- RECORD EXCERPTS
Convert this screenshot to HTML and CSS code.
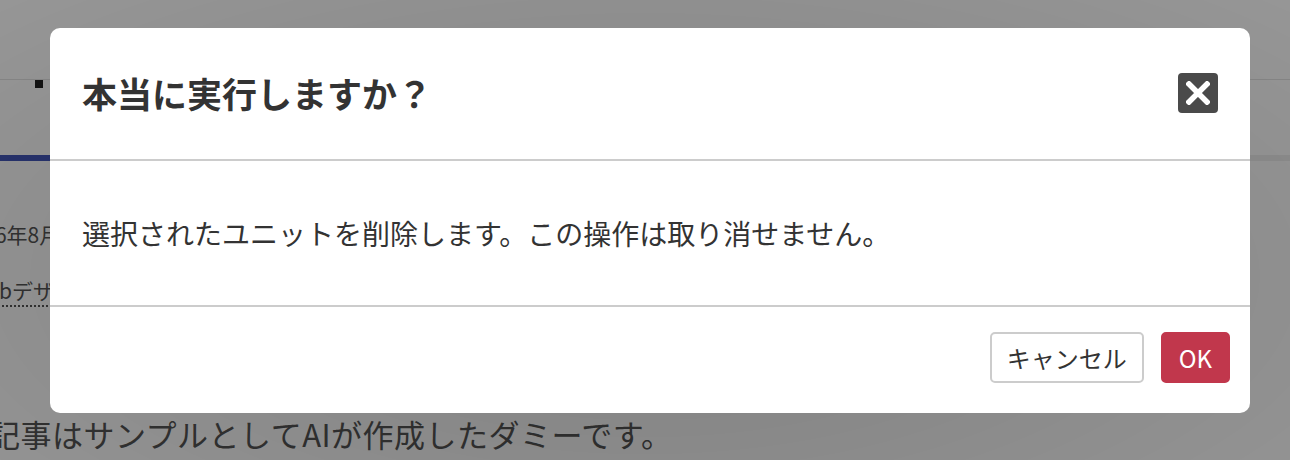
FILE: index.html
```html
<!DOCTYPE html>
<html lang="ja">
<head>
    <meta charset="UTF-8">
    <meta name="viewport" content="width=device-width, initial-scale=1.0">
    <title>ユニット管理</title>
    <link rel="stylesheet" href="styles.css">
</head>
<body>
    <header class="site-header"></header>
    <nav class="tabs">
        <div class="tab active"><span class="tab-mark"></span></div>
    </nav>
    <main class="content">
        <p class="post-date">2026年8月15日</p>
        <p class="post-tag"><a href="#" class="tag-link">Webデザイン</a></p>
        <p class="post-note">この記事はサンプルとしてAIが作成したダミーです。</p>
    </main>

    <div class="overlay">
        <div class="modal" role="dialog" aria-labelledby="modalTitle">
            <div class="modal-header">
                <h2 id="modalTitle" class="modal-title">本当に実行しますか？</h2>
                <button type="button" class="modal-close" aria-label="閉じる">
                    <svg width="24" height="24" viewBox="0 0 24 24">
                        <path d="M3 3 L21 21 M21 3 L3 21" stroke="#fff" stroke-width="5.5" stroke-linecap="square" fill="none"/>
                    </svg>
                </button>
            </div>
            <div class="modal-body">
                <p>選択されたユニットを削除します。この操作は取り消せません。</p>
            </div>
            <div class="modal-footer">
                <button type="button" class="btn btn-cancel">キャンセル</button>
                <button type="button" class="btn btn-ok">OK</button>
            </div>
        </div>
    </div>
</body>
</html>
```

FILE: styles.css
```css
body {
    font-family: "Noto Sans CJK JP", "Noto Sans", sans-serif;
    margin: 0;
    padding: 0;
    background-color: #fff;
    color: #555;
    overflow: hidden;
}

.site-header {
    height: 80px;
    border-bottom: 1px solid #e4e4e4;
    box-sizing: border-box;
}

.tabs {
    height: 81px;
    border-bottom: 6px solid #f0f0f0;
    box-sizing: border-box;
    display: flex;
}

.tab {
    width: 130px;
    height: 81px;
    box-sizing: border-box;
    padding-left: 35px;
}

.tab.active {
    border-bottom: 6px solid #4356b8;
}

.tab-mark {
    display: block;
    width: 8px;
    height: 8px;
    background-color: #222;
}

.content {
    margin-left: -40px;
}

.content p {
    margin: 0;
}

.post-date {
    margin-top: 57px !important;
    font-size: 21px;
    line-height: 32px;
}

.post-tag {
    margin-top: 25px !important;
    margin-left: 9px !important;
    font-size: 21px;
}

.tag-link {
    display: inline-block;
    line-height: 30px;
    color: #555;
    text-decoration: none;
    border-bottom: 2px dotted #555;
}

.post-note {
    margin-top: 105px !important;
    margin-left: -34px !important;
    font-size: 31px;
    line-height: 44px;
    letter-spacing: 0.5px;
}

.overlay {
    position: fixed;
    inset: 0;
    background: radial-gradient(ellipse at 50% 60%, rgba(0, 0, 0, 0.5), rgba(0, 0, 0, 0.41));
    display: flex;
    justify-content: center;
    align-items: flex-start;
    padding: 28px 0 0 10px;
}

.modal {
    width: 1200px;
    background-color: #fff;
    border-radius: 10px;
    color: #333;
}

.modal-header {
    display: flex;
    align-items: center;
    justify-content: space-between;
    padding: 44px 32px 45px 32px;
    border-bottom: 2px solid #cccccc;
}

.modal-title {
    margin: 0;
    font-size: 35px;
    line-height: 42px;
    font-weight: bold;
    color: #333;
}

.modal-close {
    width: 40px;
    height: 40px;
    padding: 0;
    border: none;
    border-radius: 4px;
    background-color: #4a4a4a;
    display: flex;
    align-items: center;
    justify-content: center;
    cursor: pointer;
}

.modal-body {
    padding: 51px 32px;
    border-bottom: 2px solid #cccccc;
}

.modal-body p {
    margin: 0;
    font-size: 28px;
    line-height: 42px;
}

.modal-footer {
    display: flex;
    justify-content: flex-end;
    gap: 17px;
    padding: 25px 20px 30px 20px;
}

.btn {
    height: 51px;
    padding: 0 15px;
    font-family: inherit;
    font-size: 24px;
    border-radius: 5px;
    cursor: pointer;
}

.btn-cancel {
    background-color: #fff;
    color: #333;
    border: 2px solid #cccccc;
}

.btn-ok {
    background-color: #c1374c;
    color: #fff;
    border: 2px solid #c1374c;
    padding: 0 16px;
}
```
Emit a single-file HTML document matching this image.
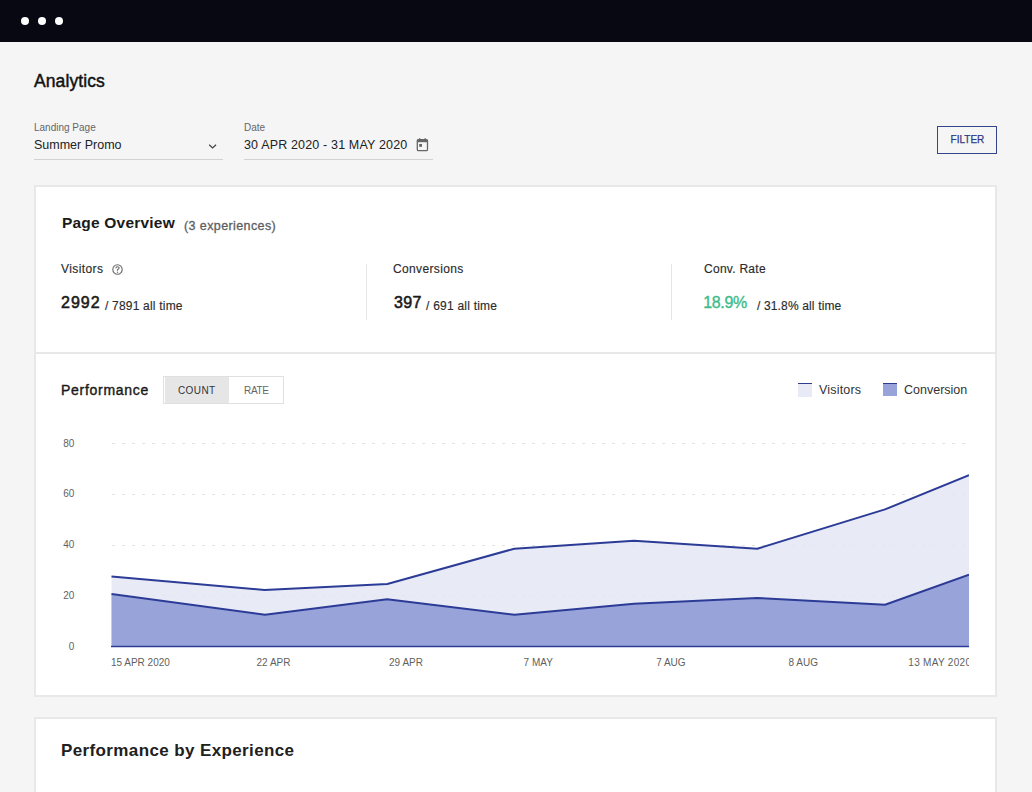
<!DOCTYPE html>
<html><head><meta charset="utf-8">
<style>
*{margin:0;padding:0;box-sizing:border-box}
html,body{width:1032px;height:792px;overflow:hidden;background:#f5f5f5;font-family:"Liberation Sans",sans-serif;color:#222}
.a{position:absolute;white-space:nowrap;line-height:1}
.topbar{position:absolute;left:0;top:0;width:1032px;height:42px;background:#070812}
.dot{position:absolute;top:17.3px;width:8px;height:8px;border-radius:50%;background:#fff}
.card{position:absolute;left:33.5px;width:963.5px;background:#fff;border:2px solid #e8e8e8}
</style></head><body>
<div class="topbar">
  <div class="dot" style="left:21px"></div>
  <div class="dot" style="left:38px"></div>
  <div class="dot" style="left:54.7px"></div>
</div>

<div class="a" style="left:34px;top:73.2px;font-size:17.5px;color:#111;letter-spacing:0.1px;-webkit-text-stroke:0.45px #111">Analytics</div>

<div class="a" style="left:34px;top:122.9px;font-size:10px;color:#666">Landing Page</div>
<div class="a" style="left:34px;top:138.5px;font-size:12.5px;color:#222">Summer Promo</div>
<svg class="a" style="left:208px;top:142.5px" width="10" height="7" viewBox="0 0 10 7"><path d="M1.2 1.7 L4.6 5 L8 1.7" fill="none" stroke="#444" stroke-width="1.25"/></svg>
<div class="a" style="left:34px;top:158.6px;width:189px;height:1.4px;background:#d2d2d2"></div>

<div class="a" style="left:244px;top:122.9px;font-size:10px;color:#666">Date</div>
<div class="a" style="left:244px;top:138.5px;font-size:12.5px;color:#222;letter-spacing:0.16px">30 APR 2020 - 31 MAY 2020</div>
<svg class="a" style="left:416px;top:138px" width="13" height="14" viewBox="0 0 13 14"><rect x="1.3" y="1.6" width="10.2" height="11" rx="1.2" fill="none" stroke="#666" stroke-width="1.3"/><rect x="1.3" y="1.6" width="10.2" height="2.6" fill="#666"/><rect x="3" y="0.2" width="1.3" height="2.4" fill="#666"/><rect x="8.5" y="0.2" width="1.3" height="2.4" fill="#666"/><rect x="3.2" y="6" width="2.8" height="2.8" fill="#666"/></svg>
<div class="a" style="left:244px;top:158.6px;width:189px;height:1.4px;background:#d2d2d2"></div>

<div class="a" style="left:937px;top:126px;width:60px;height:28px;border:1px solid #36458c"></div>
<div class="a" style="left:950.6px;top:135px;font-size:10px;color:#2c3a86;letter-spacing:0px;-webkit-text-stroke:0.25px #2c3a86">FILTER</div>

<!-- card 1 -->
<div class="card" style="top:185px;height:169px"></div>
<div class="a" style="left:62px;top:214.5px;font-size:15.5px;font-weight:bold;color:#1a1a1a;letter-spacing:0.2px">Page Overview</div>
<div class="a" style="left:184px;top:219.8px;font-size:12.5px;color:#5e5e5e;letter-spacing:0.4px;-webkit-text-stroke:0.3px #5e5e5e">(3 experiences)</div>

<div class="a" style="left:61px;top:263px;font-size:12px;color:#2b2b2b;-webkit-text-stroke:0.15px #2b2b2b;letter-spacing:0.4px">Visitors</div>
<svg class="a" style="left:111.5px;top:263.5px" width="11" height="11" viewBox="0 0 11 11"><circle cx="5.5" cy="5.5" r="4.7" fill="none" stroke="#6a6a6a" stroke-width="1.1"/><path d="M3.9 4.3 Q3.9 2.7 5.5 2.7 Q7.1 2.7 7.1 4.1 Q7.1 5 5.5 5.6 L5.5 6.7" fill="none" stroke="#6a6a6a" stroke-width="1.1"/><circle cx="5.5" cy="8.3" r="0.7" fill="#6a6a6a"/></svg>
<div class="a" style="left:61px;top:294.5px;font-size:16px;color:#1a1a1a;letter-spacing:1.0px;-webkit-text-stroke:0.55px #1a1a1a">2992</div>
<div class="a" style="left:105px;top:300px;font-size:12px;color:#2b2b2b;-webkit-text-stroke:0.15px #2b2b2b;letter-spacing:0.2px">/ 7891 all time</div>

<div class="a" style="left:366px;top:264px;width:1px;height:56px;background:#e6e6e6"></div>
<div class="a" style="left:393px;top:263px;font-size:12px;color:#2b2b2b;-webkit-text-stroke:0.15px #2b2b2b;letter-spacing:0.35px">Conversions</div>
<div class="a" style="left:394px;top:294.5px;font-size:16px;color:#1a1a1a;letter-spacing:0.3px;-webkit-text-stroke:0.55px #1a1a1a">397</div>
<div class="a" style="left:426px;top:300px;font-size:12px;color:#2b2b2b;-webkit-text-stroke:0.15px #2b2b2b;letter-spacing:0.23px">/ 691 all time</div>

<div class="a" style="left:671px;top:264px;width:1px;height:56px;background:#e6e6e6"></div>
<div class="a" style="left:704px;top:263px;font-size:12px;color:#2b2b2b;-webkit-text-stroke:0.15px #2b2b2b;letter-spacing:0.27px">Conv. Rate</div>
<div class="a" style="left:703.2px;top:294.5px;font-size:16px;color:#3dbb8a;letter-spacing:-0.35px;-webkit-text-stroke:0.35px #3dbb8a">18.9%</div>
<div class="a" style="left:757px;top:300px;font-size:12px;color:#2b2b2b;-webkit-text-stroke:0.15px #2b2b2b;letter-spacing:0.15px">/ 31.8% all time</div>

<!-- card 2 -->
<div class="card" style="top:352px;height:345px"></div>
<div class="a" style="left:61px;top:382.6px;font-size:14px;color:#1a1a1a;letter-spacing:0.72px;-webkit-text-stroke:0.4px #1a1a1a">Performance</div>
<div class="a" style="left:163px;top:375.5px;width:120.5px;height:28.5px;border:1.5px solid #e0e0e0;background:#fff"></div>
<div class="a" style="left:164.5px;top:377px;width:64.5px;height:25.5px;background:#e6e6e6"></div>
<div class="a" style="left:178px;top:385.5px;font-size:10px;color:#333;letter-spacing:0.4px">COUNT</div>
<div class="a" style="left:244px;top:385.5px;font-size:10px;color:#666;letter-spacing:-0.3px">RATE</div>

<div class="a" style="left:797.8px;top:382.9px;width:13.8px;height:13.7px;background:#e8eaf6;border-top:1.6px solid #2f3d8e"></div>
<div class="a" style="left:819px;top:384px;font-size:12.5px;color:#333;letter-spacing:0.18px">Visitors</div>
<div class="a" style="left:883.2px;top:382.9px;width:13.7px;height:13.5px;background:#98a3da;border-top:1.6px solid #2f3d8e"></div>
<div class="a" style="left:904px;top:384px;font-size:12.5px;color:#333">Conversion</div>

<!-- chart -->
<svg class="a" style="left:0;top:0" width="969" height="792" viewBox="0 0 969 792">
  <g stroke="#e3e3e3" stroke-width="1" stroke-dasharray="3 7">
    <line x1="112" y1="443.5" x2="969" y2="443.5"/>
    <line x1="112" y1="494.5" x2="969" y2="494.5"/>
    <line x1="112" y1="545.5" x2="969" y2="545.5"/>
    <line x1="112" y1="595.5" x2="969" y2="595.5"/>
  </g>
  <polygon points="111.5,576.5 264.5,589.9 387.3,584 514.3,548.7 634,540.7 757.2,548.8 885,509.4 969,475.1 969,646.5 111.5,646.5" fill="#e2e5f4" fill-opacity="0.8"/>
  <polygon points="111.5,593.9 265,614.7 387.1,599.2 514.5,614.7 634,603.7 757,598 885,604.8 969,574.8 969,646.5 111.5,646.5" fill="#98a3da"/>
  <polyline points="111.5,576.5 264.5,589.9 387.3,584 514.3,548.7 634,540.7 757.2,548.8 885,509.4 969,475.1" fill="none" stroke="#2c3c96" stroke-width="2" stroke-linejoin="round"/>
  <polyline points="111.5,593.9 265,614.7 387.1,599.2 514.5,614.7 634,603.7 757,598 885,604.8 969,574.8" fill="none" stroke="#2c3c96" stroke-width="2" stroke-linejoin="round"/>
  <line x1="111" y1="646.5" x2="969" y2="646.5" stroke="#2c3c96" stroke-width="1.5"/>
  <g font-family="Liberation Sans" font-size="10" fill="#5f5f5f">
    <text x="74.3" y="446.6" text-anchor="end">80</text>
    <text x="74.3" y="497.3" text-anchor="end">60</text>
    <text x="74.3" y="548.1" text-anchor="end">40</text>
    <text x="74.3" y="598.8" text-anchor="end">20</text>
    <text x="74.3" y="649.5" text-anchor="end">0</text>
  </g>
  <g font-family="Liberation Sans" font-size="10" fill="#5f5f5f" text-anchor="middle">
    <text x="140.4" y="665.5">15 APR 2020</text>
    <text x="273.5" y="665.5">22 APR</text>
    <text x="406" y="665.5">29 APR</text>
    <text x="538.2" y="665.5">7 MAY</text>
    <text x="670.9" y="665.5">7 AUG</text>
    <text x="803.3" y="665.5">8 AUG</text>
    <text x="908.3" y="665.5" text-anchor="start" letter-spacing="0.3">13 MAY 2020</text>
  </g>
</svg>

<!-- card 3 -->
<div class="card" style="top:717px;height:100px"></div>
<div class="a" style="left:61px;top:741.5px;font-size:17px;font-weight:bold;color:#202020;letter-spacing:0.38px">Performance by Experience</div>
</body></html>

- SHORT TASK
Give back only a number, the number of lines where the string "this" occurs.

- TASK OUTPUT
2